Even if (and this is a big if) the object-relational mapping approach chosen requires every business object to have a persistent, unique ID, there is no need to base the internal workings of the underlying relational database engine on this fact.

In summary, I argue to keep business data apart from the database's internal plumbing. Building a relational database around UUIDs breaks this principle by using attributes, which, in the end, are really part of the business data, as internal infrastructure. (For a totally different point of view on this issue and a careful discussion of the problems involved in generating UUIDs in a scalable fashion, see Scott Ambler's paper, "Mapping objects to relational databases," in Related topics.)

Datatypes

The SQL standard defines a number of standard datatypes and most DB vendors support some additional ones which are specific to their own product. In the absence of truly compelling reasons to the contrary, avoid such extensions for the sake of portability.

Strings and numbers

In general, numerical types pose few problems -- just select one that is large enough to support the necessary range of values.

The attempt to find the optimal width of a string column is usually not worth the effort. You can avoid a lot of confusion later on by making all text messages of type varchar(n) and limiting yourself to a few standard string lengths and introducing aliases for them, such as: 32 bytes ("Label"), 256 bytes ("Note"), and 4k ("Text").
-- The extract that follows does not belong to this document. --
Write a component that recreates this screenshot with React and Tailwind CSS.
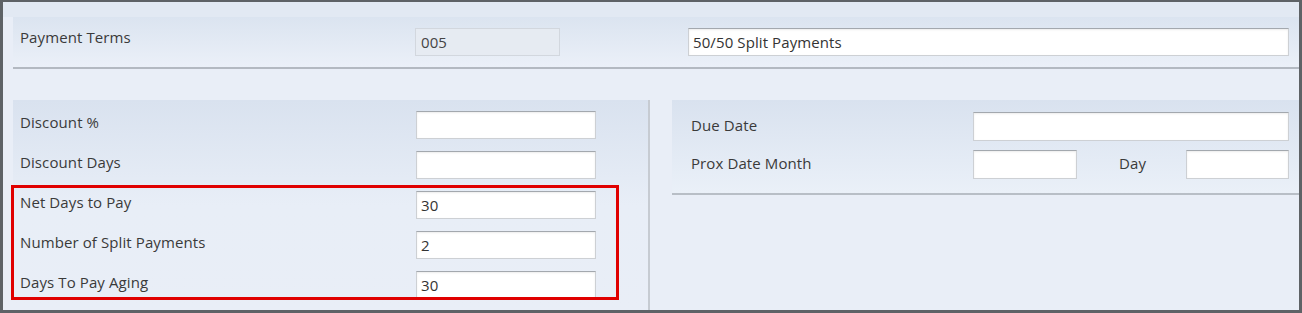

Even if other business requirements restrict the maximum length of certain fields to specific values, the DB schema is arguably not the best place to enforce these rules. By the time the data reaches the DB, it is too late to do anything about it (except reject it). Individual restrictions, stemming from business rules and requirements, should be enforced by the business logic layer, which handles user interaction and input validation. On the other hand, maintenance of the DB schema is considerably simplified if it is restricted to a handful of different string attributes.

Limit the use of fixed-width strings to codes of all sorts (as opposed to variable-length strings for real text). Keep in mind however, that many seemingly fixed-length codes do actually become wider over time. The prudent DB designer tries to avoid anything similar to the Y2K problem for new development work.

Time and money

A type to record timestamps (date/time combinations) is always necessary and is, fortunately, covered by the SQL standard. No fully satisfying way exists to record a monetary value, however.

Saving monetary values and treating them in program code as a floating-point values always leads to round-off errors. Recording the value as an exact integer of the smallest currency subdivision (such as "cent" for US dollars, as well as for Euros and other appropriate currencies) may not be sufficient either. Many values carry more digits behind the decimal point than the two for which actual coins exist (just visit your local gas station). A choice of decimal with 5 to 9 digits should work, though.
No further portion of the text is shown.